Wilkinson, Carter & Co. versus Stewart et al.
    
    1. It is not a bar to an action of replevin that the plaintiff’s goods have been commingled with like goods of the defendants by the -wrongful act of a third party.
    2. It seems, however, that if the. character of the goods is so essentially changed by the mixture that one aliquot pari would not be the equivalent for another, the ease would present a different question.
    October 15th 1877.
    Before Agnew, C. J., Sharswood, Mercur, Gordon, Paxson, Woodward and Sterrett, JJ.
    Error to the Court of Common Pleas of Venango county: Of October and November Term 1877, No. 155.
    Replevin by Samuel W. Stewart and Francis Merrick, against Wilkinson, Carter & Co., for 4100 barrels of crude petroleum, valued at $9225.
    In the early part of 1874 Stewart & Merrick stored about 17,000 barrels of crude petroleum in an oil tank of about 20,000 barrels 'capacity, called the “ Caledonia tank,” which they purchased from Johnson & Co. In this tank there were also about 2000 barrels of oil belonging to Johnson & Co., which plaintiffs agreed to store for them.
    The defendants also owned an oil tank, the “Carter” tank, in the vicinity of the one above mentioned, the capacity of which was about 10,000 barrels, in which they had some 8000 barrels of oil stored, and they allowed Johnson & Co. the use of the 2000 barrels of surplus tankage in their tank. Johnson & Co. had an oil refinery in the immediate neighborhood of both these tanks, and had, it appeared, a pipe connecting this refinery with the tanks. In the early part of 1876 the defendants learned that Johnson & Co., without their knowledge or consent, had drawn out of their tank all the oil therein except about 1600 barrels, and upon demand they promised to return all the oil of defendants thus taken, and did replace about 6000, 4100 barrels of which, it appeared from the evidence on behalf of plaintiffs, wore taken from the tank of the latter by means of the pipe connection above alluded to.
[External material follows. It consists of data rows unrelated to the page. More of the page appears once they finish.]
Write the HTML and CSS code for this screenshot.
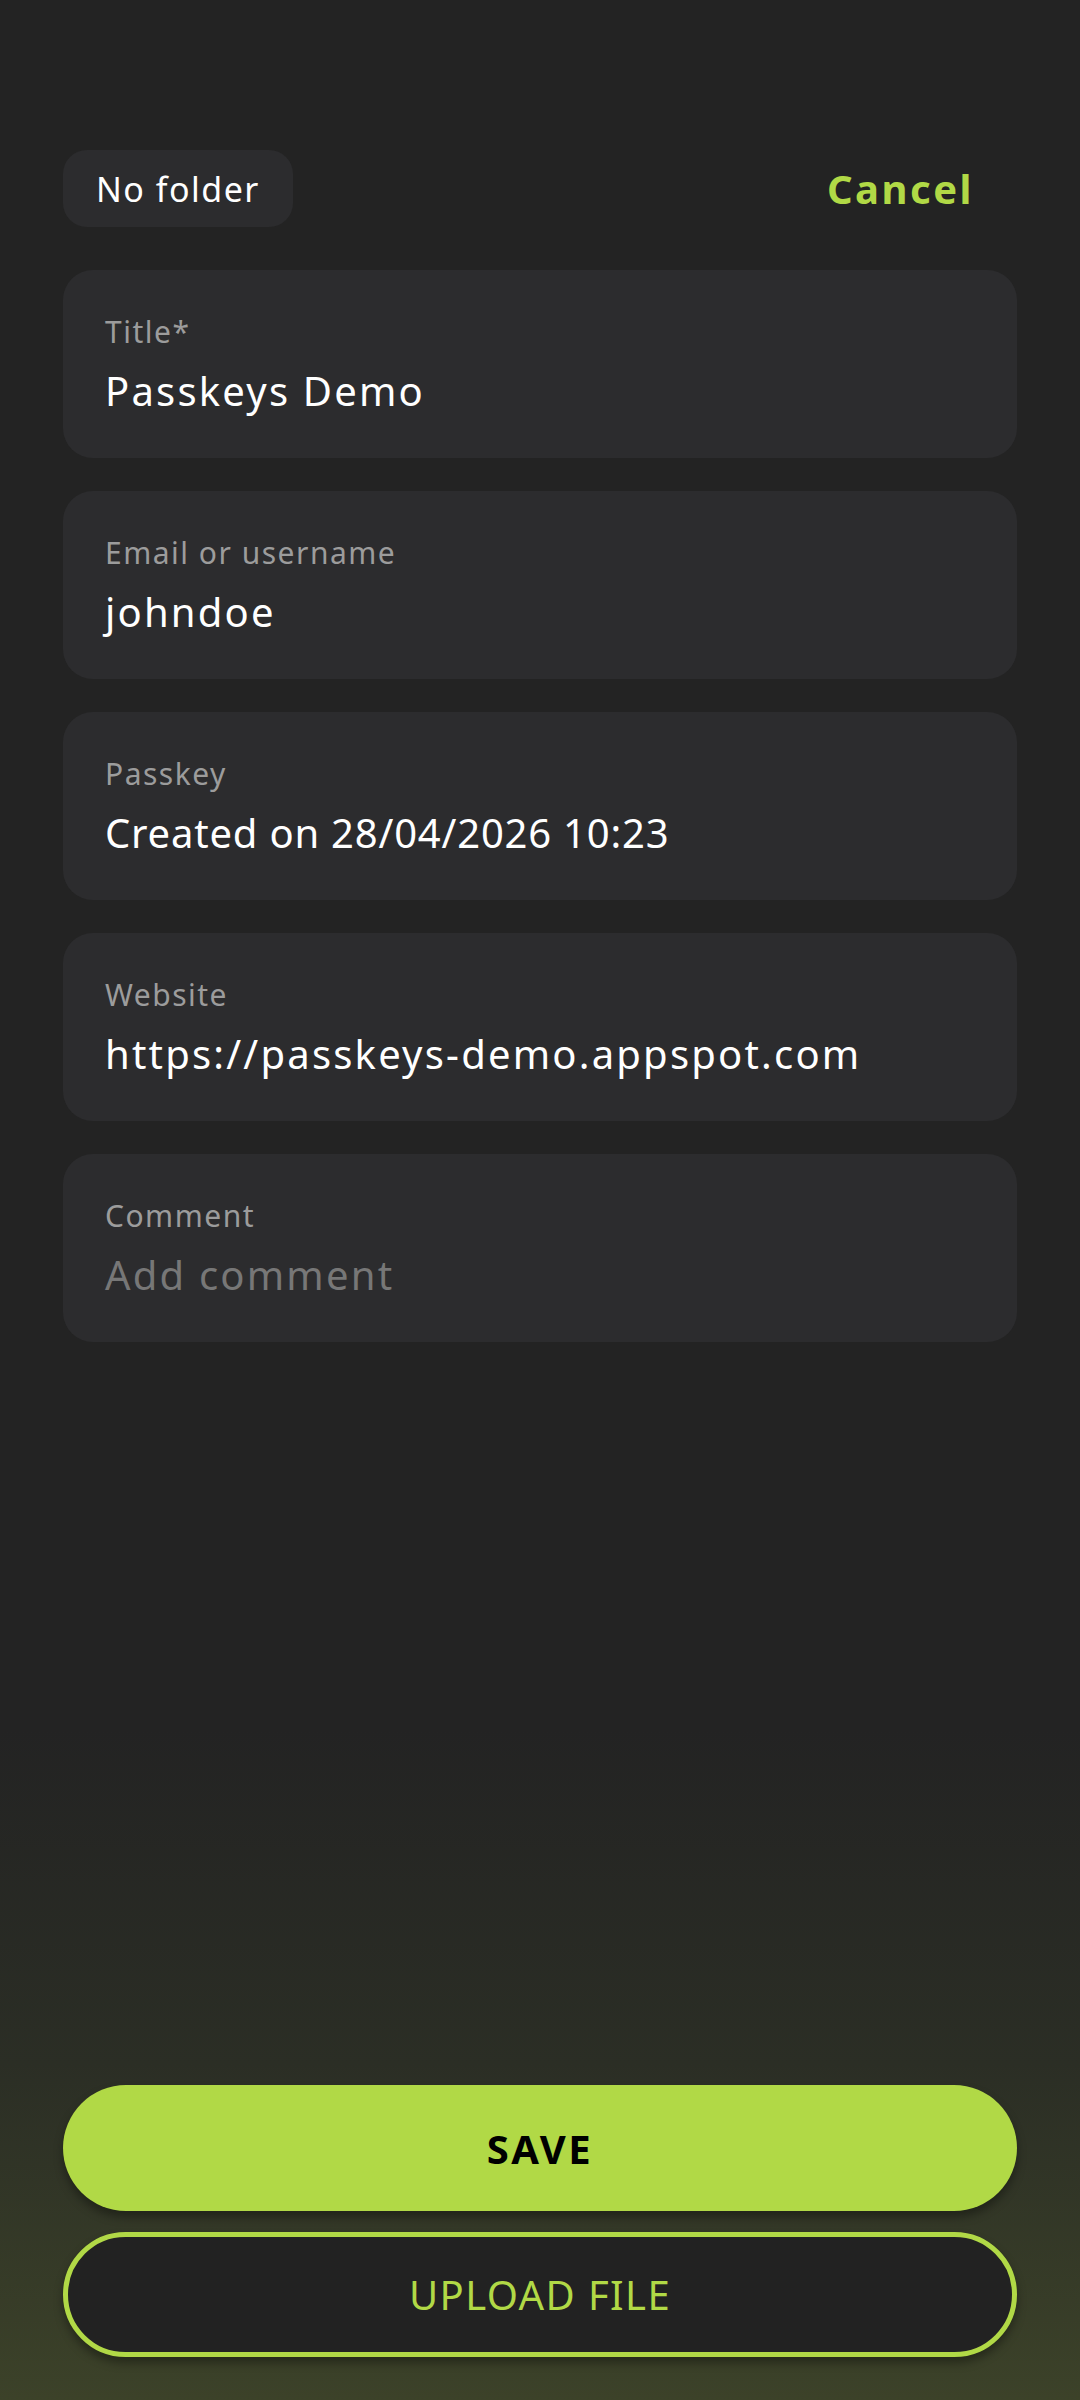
FILE: index.html
```html
<!DOCTYPE html>
<html lang="en">
<head>
    <meta charset="UTF-8">
    <meta name="viewport" content="width=device-width, initial-scale=1.0">
    <title>Edit passkey</title>
    <link rel="stylesheet" href="styles.css">
</head>
<body>
    <div class="screen">
        <div class="top-bar">
            <button class="folder-chip">No folder</button>
            <button class="cancel-btn">Cancel</button>
        </div>

        <div class="fields">
            <div class="field">
                <p class="field-label">Title*</p>
                <p class="field-value">Passkeys Demo</p>
            </div>
            <div class="field">
                <p class="field-label">Email or username</p>
                <p class="field-value">johndoe</p>
            </div>
            <div class="field">
                <p class="field-label">Passkey</p>
                <p class="field-value date">Created on 28/04/2026 10:23</p>
            </div>
            <div class="field">
                <p class="field-label">Website</p>
                <p class="field-value">https://passkeys-demo.appspot.com</p>
            </div>
            <div class="field">
                <p class="field-label">Comment</p>
                <p class="field-value placeholder">Add comment</p>
            </div>
        </div>

        <div class="actions">
            <button class="save-btn">SAVE</button>
            <button class="upload-btn">UPLOAD FILE</button>
        </div>
    </div>
</body>
</html>
```

FILE: styles.css
```css
body{
    margin: 0;
    padding: 0;
    font-family: "Noto Sans", "Open Sans", sans-serif;
    color: #ffffff;
}
.screen{
    box-sizing: border-box;
    height: 2400px;
    padding: 150px 63px 43px;
    display: flex;
    flex-direction: column;
    background: linear-gradient(to bottom, #232323 0%, #232323 72%, #2b2e25 86%, #3c4229 100%);
}
button{
    font-family: inherit;
    border: none;
    cursor: pointer;
}
.top-bar{
    display: flex;
    justify-content: space-between;
    align-items: center;
    height: 77px;
}
.folder-chip{
    height: 77px;
    padding: 0 33px;
    border-radius: 24px;
    background-color: #2c2c2e;
    color: #ffffff;
    font-size: 34px;
    letter-spacing: 1.5px;
}
.cancel-btn{
    background: none;
    color: #b1d946;
    font-size: 40px;
    font-weight: 700;
    letter-spacing: 2.5px;
    padding: 0 43px 0 0;
}
.fields{
    display: flex;
    flex-direction: column;
    gap: 33px;
    margin-top: 43px;
}
.field{
    box-sizing: border-box;
    height: 188px;
    background-color: #2c2c2e;
    border-radius: 30px;
    padding: 42px 42px 0;
}
.field-label{
    margin: 0;
    font-size: 30px;
    line-height: 40px;
    letter-spacing: 1.5px;
    color: #9c9c9c;
}
.field-value{
    margin: 12px 0 0;
    font-size: 40px;
    line-height: 54px;
    letter-spacing: 2.2px;
    color: #ffffff;
}
.field-value.date{
    letter-spacing: 0.8px;
}
.placeholder{
    color: #777777;
}
.actions{
    margin-top: auto;
    display: flex;
    flex-direction: column;
    gap: 21px;
}
.save-btn{
    height: 126px;
    border-radius: 63px;
    background-color: #b1d946;
    color: #000000;
    font-size: 40px;
    font-weight: 700;
    letter-spacing: 2.5px;
    box-shadow: 0 6px 10px rgba(0, 0, 0, 0.35);
}
.upload-btn{
    box-sizing: border-box;
    height: 125px;
    border-radius: 63px;
    border: 5px solid #b1d946;
    background-color: #222222;
    color: #b1d946;
    font-size: 40px;
    letter-spacing: 1.4px;
    box-shadow: 0 6px 10px rgba(0, 0, 0, 0.35);
}
```
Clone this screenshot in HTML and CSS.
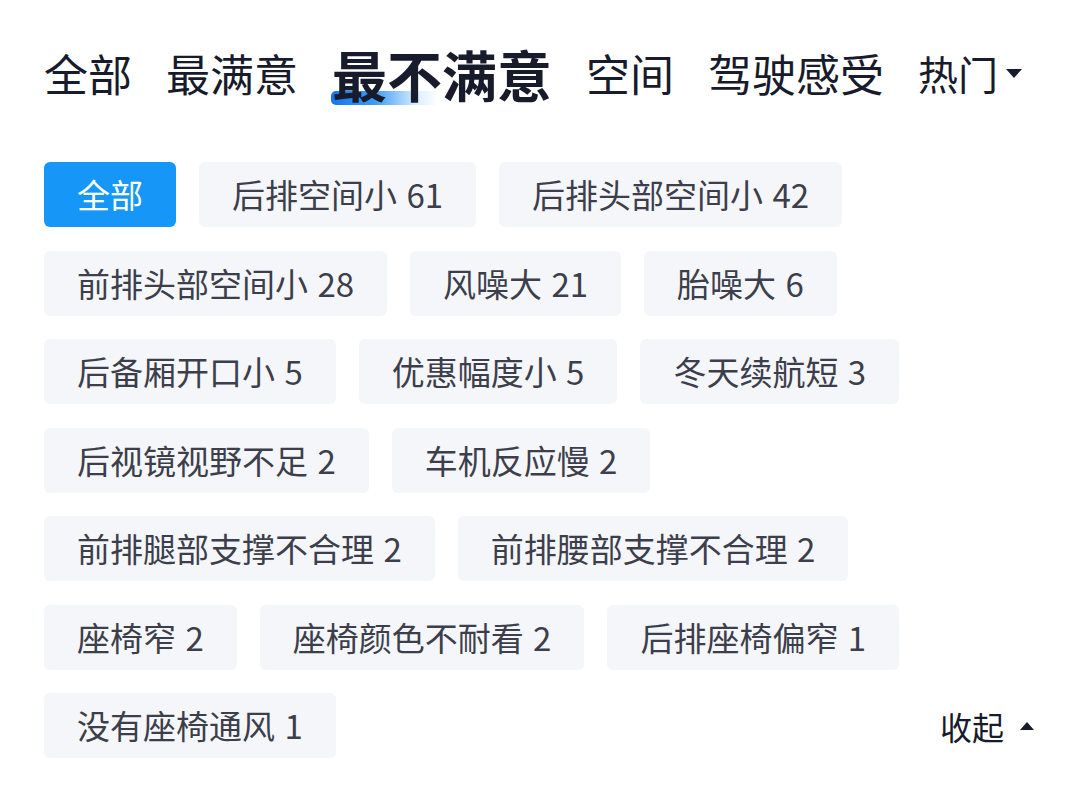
FILE: index.html
```html
<html>

<head>
  <meta charset="utf-8">
  <link rel="stylesheet" href="styles.css">
</head>

<body>
  <div class="container">
    <div class="tabs">
      <div class="tab">全部</div>
      <div class="tab">最满意</div>
      <div class="tab tab-active">最不满意</div>
      <div class="tab">空间</div>
      <div class="tab">驾驶感受</div>
      <div class="tab tab-sort">热门<span class="caret caret-down"></span></div>
    </div>
    <div class="tags">
      <div class="tag tag-active">全部</div>
      <div class="tag">后排空间小 61</div>
      <div class="tag">后排头部空间小 42</div>
      <div class="tag">前排头部空间小 28</div>
      <div class="tag">风噪大 21</div>
      <div class="tag">胎噪大 6</div>
      <div class="tag">后备厢开口小 5</div>
      <div class="tag">优惠幅度小 5</div>
      <div class="tag">冬天续航短 3</div>
      <div class="tag">后视镜视野不足 2</div>
      <div class="tag">车机反应慢 2</div>
      <div class="tag">前排腿部支撑不合理 2</div>
      <div class="tag">前排腰部支撑不合理 2</div>
      <div class="tag">座椅窄 2</div>
      <div class="tag">座椅颜色不耐看 2</div>
      <div class="tag">后排座椅偏窄 1</div>
      <div class="tag">没有座椅通风 1</div>
      <div class="collapse">收起<span class="caret caret-up"></span></div>
    </div>
  </div>
</body>

</html>
```

FILE: styles.css
```css
* {
  margin: 0;
  padding: 0;
  box-sizing: border-box;
}

body {
  background: #fff;
  font-family: "Noto Sans CJK SC", "Noto Sans", sans-serif;
}

.container {
  width: 1080px;
  padding: 0 44px;
}

/* top tab bar */
.tabs {
  display: flex;
  align-items: center;
  gap: 34px;
  height: 146px;
  color: #171b2c;
}

.tab {
  font-size: 44px;
  line-height: 1;
  position: relative;
  z-index: 0;
}

.tab-active {
  font-size: 55px;
  font-weight: 700;
}

.tab-active::before {
  content: "";
  position: absolute;
  left: -1px;
  top: 45px;
  width: 108px;
  height: 14px;
  border-radius: 5px 0 0 5px;
  background: linear-gradient(90deg, #1674ee 0%, #3a9bf7 40%, rgba(120, 190, 255, 0.25) 80%, rgba(255, 255, 255, 0) 100%);
  z-index: -1;
}

.tab-sort {
  display: flex;
  align-items: center;
  gap: 8px;
  font-size: 40px;
}

.caret {
  display: inline-block;
  width: 0;
  height: 0;
  border-left: 8px solid transparent;
  border-right: 8px solid transparent;
}

.caret-down {
  border-top: 9px solid #171b2c;
}

.caret-up {
  border-bottom: 8px solid #171b2c;
  border-left-width: 7px;
  border-right-width: 7px;
}

/* tag chips */
.tags {
  display: flex;
  flex-wrap: wrap;
  align-items: center;
  column-gap: 23px;
  row-gap: 23.5px;
  margin-top: 16px;
}

.tag {
  height: 65px;
  padding: 0 33px;
  border-radius: 6px;
  background: #f5f6fa;
  color: #3c3f4b;
  font-size: 33px;
  line-height: 65px;
  word-spacing: 2px;
  white-space: nowrap;
}

.tag-active {
  background: #1697f7;
  color: #fff;
}

.collapse {
  margin-left: auto;
  display: flex;
  align-items: center;
  gap: 16px;
  font-size: 32px;
  color: #171b2c;
  padding-right: 2px;
}
```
There was evidence, however, that in addition to the 1900 barrels in plaintiffs’ tank belonging to Johnson & Co., they had replaced 2200 barrels, thus making the 4100 barrels taken. There was also testimony on the part of plaintiffs that Johnson & Co., previous to the time of drawing out the 4100 barrels, had been taking out oil of the plaintiffs and replacing it with worthless fluid, tar and benzine from their refinery ; this to show that their oil had deteriorated in quality, and they therefore contended that the 1900 barrels already in plaintiff’s tank, and the 2200 put there by Johnson & Co. to make good the 4100 run into defendant’s tank, should be applied to make good the quality of plaintiff’s oil. The testimony as to the quantity and quality of the oil thus transferred from the refinery is commented upon with sufficient fulness in the opinion of this court.
    
      The plaintiff submitted the following point, which the court affirmed:—
    If, without their knowledge of consent, plaintiffs’ oil was taken out of their tank and mingled with defendants’ oil, their title was not thereby lost, and they were entitled to have, out of the common mixture, a quantity equal to that taken from their tank and put into such mixture, and may maintain replevin therefor.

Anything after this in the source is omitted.